Sen. Hillary Rodham Clinton has received approval from the Senate Ethics Committee for her $8 million book deal, she said Wednesday.

Clinton, D-N.Y., quietly submitted her memoir deal for the committee's approval Jan. 11, almost a month after she made the lucrative agreement with New York-based publisher Simon & Schuster. (Simon and Schuster's parent company is Viacom, which also owns CBSNews.com.)

Clinton was notified that the committee approved the deal Tuesday.

"I am pleased that the Senate Ethics Committee has found that my agreement with Simon & Schuster fully complies with the Senate ethics rules," Clinton said in a statement.

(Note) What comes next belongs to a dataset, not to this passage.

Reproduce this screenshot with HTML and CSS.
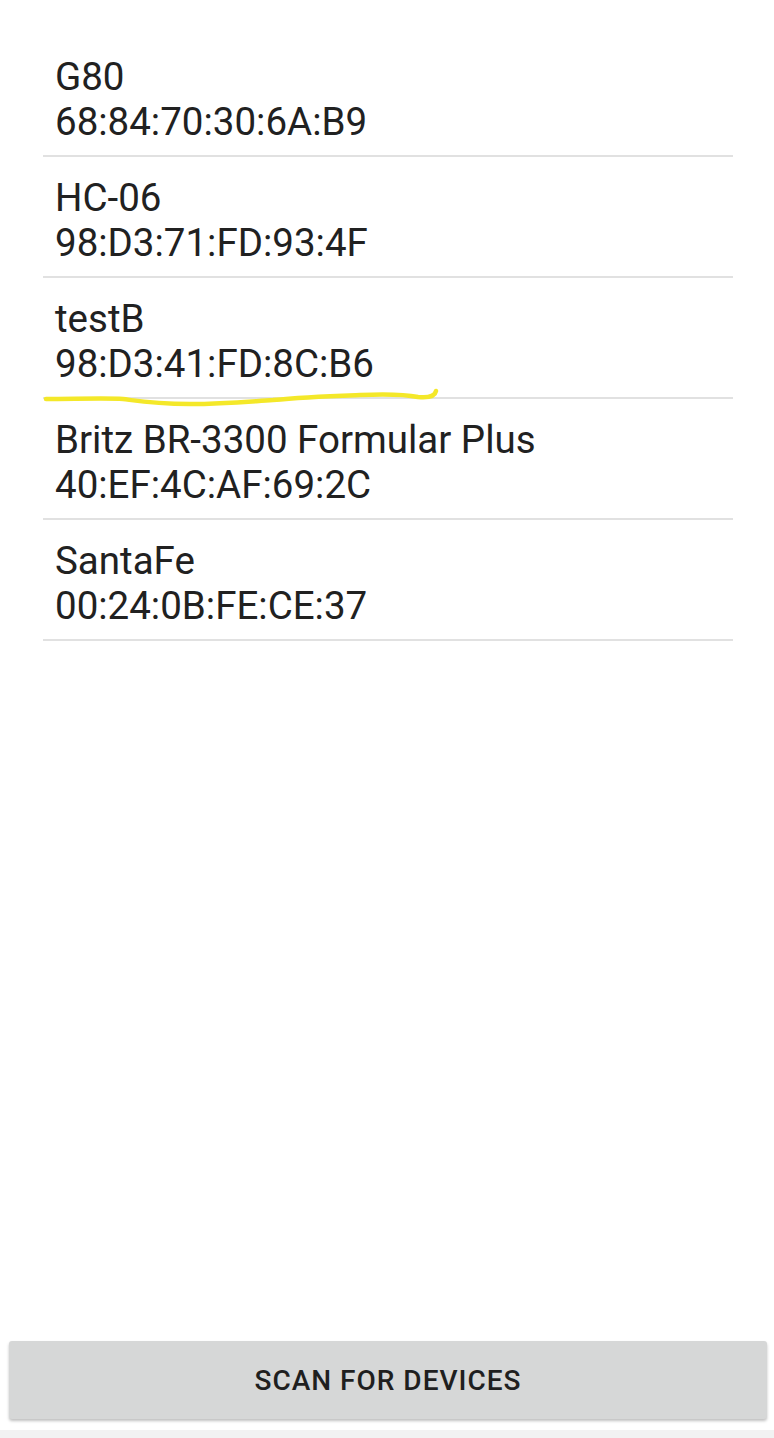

Clinton did not have to obtain the committee's approval for the deal, which was agreed before she was sworn in as a senator. She chose to submit the matter to remove questions surrounding it, aides said.

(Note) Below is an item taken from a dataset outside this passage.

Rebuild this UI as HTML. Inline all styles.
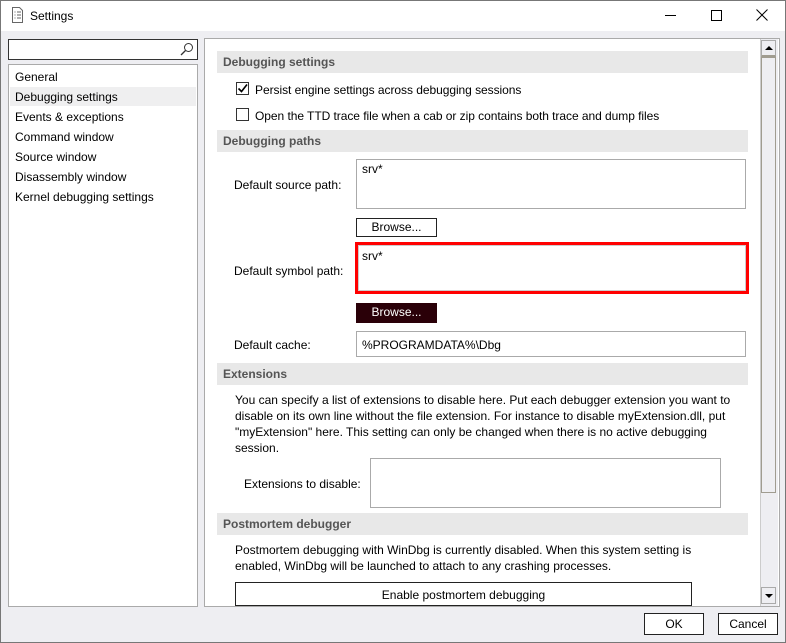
<!DOCTYPE html>
<html><head><meta charset="utf-8"><style>
*{margin:0;padding:0;box-sizing:border-box}
body{width:786px;height:643px;overflow:hidden;background:#eeeef2;font-family:"Liberation Sans",sans-serif;font-size:12px;color:#000;position:relative}
.a{position:absolute}
.t{position:absolute;white-space:nowrap;line-height:14px}
.hdr{position:absolute;left:217px;width:531px;height:22px;background:#e8e8e8;color:#555;font-weight:bold;font-size:12px;padding:4px 6px;line-height:14px}
.tb{position:absolute;background:#fff;border:1px solid #aaa}
.btn{position:absolute;background:#fff;border:1px solid #222;text-align:center;line-height:17px;font-size:12px}
.cb{position:absolute;width:13px;height:13px;border:1px solid #333;background:#fff}
</style></head><body>
<div class="a" style="left:0;top:0;width:786px;height:643px;border:1px solid #777;pointer-events:none;z-index:5"></div>
<div class="a" style="left:0;top:0;width:786px;height:31px;background:#fff"></div>
<svg class="a" style="left:11px;top:7px" width="13" height="16" viewBox="0 0 13 16"><path d="M1.5 .5h7l3 3v12h-10z M3.5 5h1 M6 5h4 M3.5 8h1 M6 8h4 M3.5 11h1 M6 11h4" fill="none" stroke="#666"/></svg>
<div class="t" style="left:30px;top:9px;font-size:12px">Settings</div>
<div class="a" style="left:665px;top:15px;width:11px;height:1px;background:#000"></div>
<div class="a" style="left:711px;top:10px;width:11px;height:11px;border:1px solid #000"></div>
<svg class="a" style="left:756px;top:9px" width="12" height="12"><path d="M.5 .5l11 11M11.5 .5l-11 11" stroke="#000"/></svg>

<div class="a" style="left:8px;top:39px;width:190px;height:21px;background:#fff;border:1px solid #333"></div>
<svg class="a" style="left:180px;top:42px" width="14" height="14"><circle cx="8.5" cy="5.5" r="4" fill="none" stroke="#333"/><path d="M5.5 8.5l-4.5 4.5" stroke="#333" stroke-width="1.3"/></svg>
<div class="a" style="left:8px;top:64px;width:190px;height:543px;background:#fff;border:1px solid #aaa"></div>
<div class="a" style="left:10px;top:87px;width:186px;height:19px;background:#efeff0"></div>
<div class="t" style="left:15px;top:70px">General</div>
<div class="t" style="left:15px;top:90px">Debugging settings</div>
<div class="t" style="left:15px;top:110px">Events &amp; exceptions</div>
<div class="t" style="left:15px;top:130px">Command window</div>
<div class="t" style="left:15px;top:150px">Source window</div>
<div class="t" style="left:15px;top:170px">Disassembly window</div>
<div class="t" style="left:15px;top:190px">Kernel debugging settings</div>

<div class="a" style="left:204px;top:38px;width:576px;height:569px;background:#fff;border:1px solid #aaa"></div>
<div class="a" style="left:760px;top:39px;width:18px;height:567px;background:#eeeef2;border-left:1px solid #ccc"></div>
<div class="a" style="left:761px;top:40px;width:15px;height:17px;border:1px solid #aaa;border-bottom:2px solid #a09c90;background:#eeeef2"></div>
<div class="a" style="left:765px;top:46px;width:0;height:0;border-left:4px solid transparent;border-right:4px solid transparent;border-bottom:4px solid #000"></div>
<div class="a" style="left:761px;top:57px;width:15px;height:436px;border:1px solid #a09c90;background:#eeeef2"></div>
<div class="a" style="left:761px;top:587px;width:15px;height:17px;border:1px solid #aaa;background:#eeeef2"></div>
<div class="a" style="left:765px;top:594px;width:0;height:0;border-left:4px solid transparent;border-right:4px solid transparent;border-top:4px solid #000"></div>

<div class="hdr" style="top:51px">Debugging settings</div>
<div class="cb" style="left:236px;top:82px"></div>
<svg class="a" style="left:237px;top:83px" width="11" height="11"><path d="M1.5 5.5l3 3 5.5-7" fill="none" stroke="#000" stroke-width="1.6"/></svg>
<div class="t" style="left:255px;top:83px;letter-spacing:-0.05px">Persist engine settings across debugging sessions</div>
<div class="cb" style="left:236px;top:108px"></div>
<div class="t" style="left:255px;top:109px;letter-spacing:-0.05px">Open the TTD trace file when a cab or zip contains both trace and dump files</div>

<div class="hdr" style="top:130px">Debugging paths</div>
<div class="t" style="left:234px;top:178px">Default source path:</div>
<div class="tb" style="left:356px;top:159px;width:390px;height:50px"><div class="t" style="left:5px;top:2px">srv*</div></div>
<div class="btn" style="left:356px;top:218px;width:81px;height:19px">Browse...</div>
<div class="t" style="left:234px;top:264px">Default symbol path:</div>
<div class="a" style="left:355px;top:242px;width:394px;height:52px;border:3px solid #f00;background:#fff"></div>
<div class="tb" style="left:358px;top:245px;width:388px;height:46px;border-color:#ccc"><div class="t" style="left:3px;top:3px">srv*</div></div>
<div class="btn" style="left:356px;top:303px;width:81px;height:20px;background:#2a0008;color:#fff;border-color:#2a0008">Browse...</div>
<div class="t" style="left:234px;top:338px">Default cache:</div>
<div class="tb" style="left:356px;top:331px;width:390px;height:26px"><div class="t" style="left:5px;top:6px">%PROGRAMDATA%\Dbg</div></div>

<div class="hdr" style="top:363px">Extensions</div>
<div class="a" style="left:235px;top:392px;width:500px;line-height:16px">You can specify a list of extensions to disable here. Put each debugger extension you want to disable on its own line without the file extension. For instance to disable myExtension.dll, put "myExtension" here. This setting can only be changed when there is no active debugging session.</div>
<div class="t" style="left:244px;top:477px">Extensions to disable:</div>
<div class="tb" style="left:370px;top:458px;width:351px;height:50px"></div>

<div class="hdr" style="top:513px">Postmortem debugger</div>
<div class="a" style="left:235px;top:542px;width:480px;line-height:16px">Postmortem debugging with WinDbg is currently disabled. When this system setting is enabled, WinDbg will be launched to attach to any crashing processes.</div>
<div class="btn" style="left:235px;top:582px;width:457px;height:24px;line-height:24px">Enable postmortem debugging</div>

<div class="btn" style="left:644px;top:613px;width:60px;height:22px;line-height:20px">OK</div>
<div class="btn" style="left:718px;top:613px;width:60px;height:22px;line-height:20px">Cancel</div>
</body></html>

While Republican criticism for the former first lady's book deal has been muted, watchdog groups questioned its ethics. Gary Ruskin of the Congressional Accountability Project wrote a Dec. 18 letter to Clinton urging her to submit the deal to the committee and asking her to forsake an advance in favor of straight royalties.

Asked at the time if she would seek ethics committee approval, the Clinton camp said only that she was complying with ethics guidelines.

Ruskin said the committee's approval of Clinton's book deal proves the ethics guidelines have no teeth.

"This is part of the liberal permissiveness about public corruption of our ethics laws that has been embraced by both parties," Ruskin said Wednesday.

There was no comment from the ethics committee.

Controversy over Newt Gingrich's $4.5 million book deal prompted the House to revise its ethics guidelines to bar members from accepting advances, but there is no similar ban in the Senate as long as the deal is "usual and customary."

Clinton's $8 million advance is believed to be the second highest ever for a nonfiction book, trailing only the $8.5 million received by Pope John Paul II.

Her lawyer, Bob Barnett, said Wednesday that Clinton already received one-third of the advance on royalties, or about $2.7 million. The rest of the advance is paid out is to be paid out over several years.

The book is to be published in early 2003.

Clinton has yet to begin writing the memoir, which will focus on her eight tumultuous years in the White House. She also has yet to select a collaborator from the 40 people who have applied for the job.